Former Eagle Theater in Jackson Heights Reopens As Food Court
JACKSON HEIGHTS—It’s showtime again at the former Eagle Theater.
The historic Art Deco film palace, a former Bollywood movie theater shuttered for almost three years, is getting a new lease on life starting Friday night as a multi-cultural food court and supermarket.
The dilapidated space at 73-07 37th Rd., which most recently showed Bollywood movies and once served as a porno palace, will be home to the new Jackson Heights Food Court, which will cater to shoppers looking to pick up South Asian groceries or snack on some samosas, momos or even halal tacos, management said.
The curtains came down on the 1930's-era movie mecca in 2009 when a double whammy of high rents and a Bollywood film production strike in Mumbai forced the theater to close after showing flicks from the sub-continent for about 15 years, reports indicated.
Famous as the only place in the neighborhood where one could nibble on samosas while watching Hindi movies, the Eagle was in a state of complete disrepair when it went on the market in 2009, the new operators said.
“Everything was falling apart…it was completely dilapidated,” said Razi Ahmed, 50, a Queens realtor who operates the new food court with his partner Razib Haq.

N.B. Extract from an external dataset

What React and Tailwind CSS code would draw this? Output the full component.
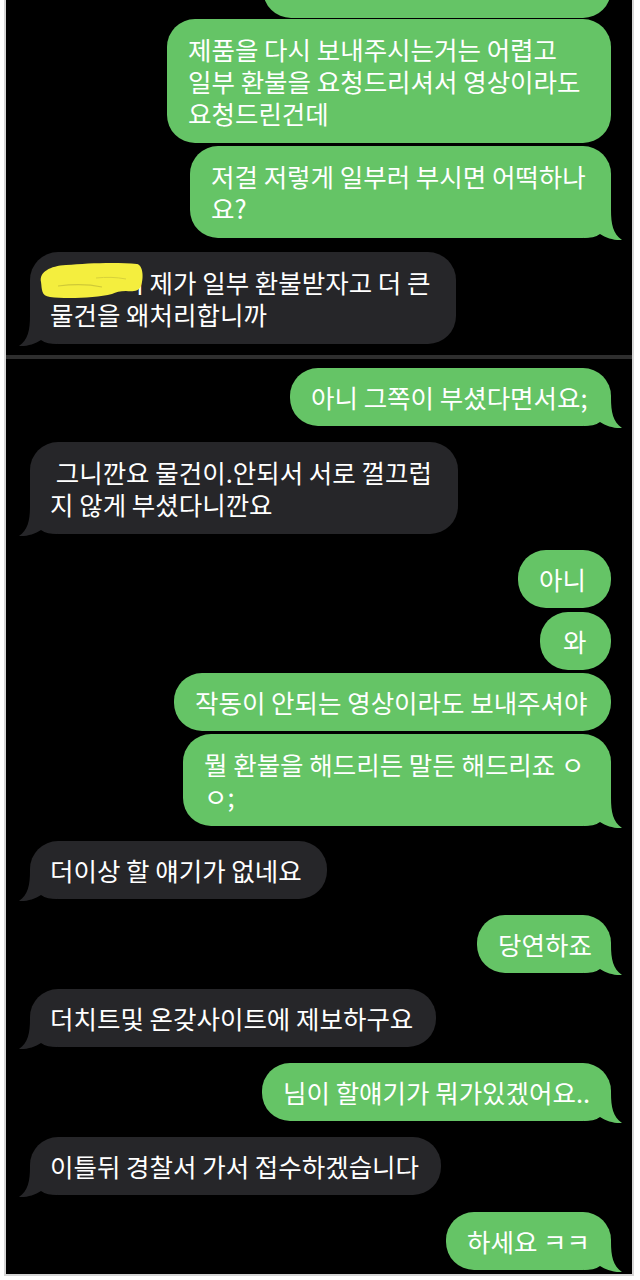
import React from "react";

const FONT = { fontFamily: '"Noto Sans CJK KR", "Noto Sans", sans-serif' };

function Tail({ right, color }) {
  return (
    <svg
      width="40"
      height="32"
      viewBox="0 0 40 32"
      className={`absolute bottom-[-4px] ${right ? "right-[-13px]" : "left-[-13px]"}`}
    >
      <g transform={right ? undefined : "translate(40 0) scale(-1 1)"}>
        <path
          d="M0 0 L27 0 C27 14 29 24 38 30 C30 30.5 22 28 16 24 C12 27 6 28 0 28 Z"
          fill={color}
        />
      </g>
    </svg>
  );
}

function Green({ w, mt, tail, multi, pl = "pl-[21px]", children }) {
  return (
    <div
      className={`relative self-end ${w} ${mt} ${multi ? "py-[14px]" : "py-[13px]"} ${pl} rounded-[28px] bg-[#65c466]`}
    >
      {tail && <Tail right color="#65c466" />}
      <p className="relative z-10 whitespace-pre text-[25.5px] leading-[32px] text-white">
        {children}
      </p>
    </div>
  );
}

function Gray({ w, mt, multi, children, extra }) {
  return (
    <div
      className={`relative self-start ${w} ${mt} ${multi ? "py-[14px]" : "py-[13px]"} pl-[20px] rounded-[28px] bg-[#262629]`}
    >
      <Tail color="#262629" />
      <p className="relative z-10 whitespace-pre text-[25.5px] leading-[32px] text-white">
        {children}
      </p>
      {extra}
    </div>
  );
}

function Scribble() {
  return (
    <svg
      width="112"
      height="44"
      viewBox="0 0 112 44"
      className="absolute left-[6px] top-[6px] z-20"
    >
      <path
        d="M5 24 C3 14 14 8 30 7 C52 5 82 4 101 6 C107 7 108 20 105 28 C103 33 97 34 90 33 C84 33 80 34 76 36 C60 40 30 41 14 39 C5 38 6 31 5 24 Z"
        fill="#f4ee3e"
      />
      <path d="M22 28 C38 26 52 26 66 29" stroke="#cfc937" strokeWidth="1.2" fill="none" />
      <path d="M60 20 C70 19 80 19 90 21" stroke="#d8d23a" strokeWidth="1" fill="none" />
    </svg>
  );
}

export default function App() {
  return (
    <div className="w-[640px] h-[1280px] bg-white" style={FONT}>
      <div className="ml-[4px] w-[630px] h-[1276px] bg-black border-l-2 border-r-2 border-b-2 border-[#d6d6d6] overflow-hidden flex flex-col">
        <div className="flex flex-col pl-[24px] pr-[21px]">
          <div className="self-end w-[348px] h-[58px] mt-[-40px] rounded-[28px] bg-[#65c466]" />
          <Green w="w-[444px]" mt="mt-[1px]" multi>
            {"제품을 다시 보내주시는거는 어렵고\n일부 환불을 요청드리셔서 영상이라도\n요청드린건데"}
          </Green>
          <Green w="w-[421px]" mt="mt-[3px]" multi tail>
            {"저걸 저렇게 일부러 부시면 어떡하나\n요?"}
          </Green>
          <Gray w="w-[426px]" mt="mt-[14px]" multi extra={<Scribble />}>
            {"ㅇㅇㅇ씨 제가 일부 환불받자고 더 큰\n물건을 왜처리합니까"}
          </Gray>
        </div>
        <div className="mt-[11px] h-[4px] bg-[#2e2e2e]" />
        <div className="flex flex-col pl-[24px] pr-[21px]">
          <Green w="w-[321px]" mt="mt-[9px]" tail>
            {"아니 그쪽이 부셨다면서요;"}
          </Green>
          <Gray w="w-[428px]" mt="mt-[16px]" multi>
            {" 그니깐요 물건이.안되서 서로 껄끄럽\n지 않게 부셨다니깐요"}
          </Gray>
          <Green w="w-[93px]" mt="mt-[16px]">
            {"아니"}
          </Green>
          <Green w="w-[71px]" mt="mt-[4px]" pl="pl-[23px]">
            {"와"}
          </Green>
          <Green w="w-[437px]" mt="mt-[3px]">
            {"작동이 안되는 영상이라도 보내주셔야"}
          </Green>
          <Green w="w-[428px]" mt="mt-[3px]" multi tail>
            {"뭘 환불을 해드리든 말든 해드리죠 ㅇ\nㅇ;"}
          </Green>
          <Gray w="w-[297px]" mt="mt-[15px]">
            {"더이상 할 얘기가 없네요"}
          </Gray>
          <Green w="w-[134px]" mt="mt-[16px]" tail>
            {"당연하죠"}
          </Green>
          <Gray w="w-[406px]" mt="mt-[16px]">
            {"더치트및 온갖사이트에 제보하구요"}
          </Gray>
          <Green w="w-[349px]" mt="mt-[16px]" tail>
            {"님이 할얘기가 뭐가있겠어요.."}
          </Green>
          <Gray w="w-[411px]" mt="mt-[16px]">
            {"이틀뒤 경찰서 가서 접수하겠습니다"}
          </Gray>
          <Green w="w-[165px]" mt="mt-[17px]" tail>
            {"하세요 ㅋㅋ"}
          </Green>
        </div>
      </div>
    </div>
  );
}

After working with the property owners for almost a year, the new operators now have a fully renovated space of almost 7,000 square feet that houses a supermarket with South Asian staples like rice, lentils and halal meat.
In the front is a spacious food court where hungry customers can choose from a host of desi staples like Naan, Biryanis and Indian sweets and also snack on tacos, pizzas, burgers and fries, Ahmed said.
There is ample seating on both lower and upper levels, which are adorned with black-and-white collages showing Jackson Heights from the early part of the 20th century.
A lone picture of the old Eagle Theater serves as the only reminder of the movie hall.
However, the food court and supermarket enter a neighborhood already crammed with Indian food joints and dominated by big stores like Patel Brothers, Apna Bazar and smaller grocery stores from the area.
“It’s a competitive market,” Ahmed said. “But anyone opening a business in Jackson Heights knows that.”
Nearby businesses and residents, however, had mixed reactions to the new food court’s opening.
“There are a lot of grocery stores, too many restaurants,” said Zain Ali, 25, a salesperson at the Jackson Heights Music Center at 73-09 37th Rd., right next door to the food court.
“There’s not enough entertainment here," added the Bollywood fan.
Furniture importer Nasir Irfat, 36, of Elmhurst, said that the market was "saturated," “but I’ll give the place a shot….my wife loves to eat,” the Elmhurst resident said.
Antonio Campos, 24, who sells cars in Bayside, said he was also willing to give the food court a chance.
“It’s near the [74th Street Pedestrian] plaza, near the train…it’s a good idea,” the Woodside resident said.
Opening during the holy month of Ramadan, Ahmed said he was hopeful of getting the business off to a running start.
“It’s a good location, it’s competitive, but we are confident,” he said.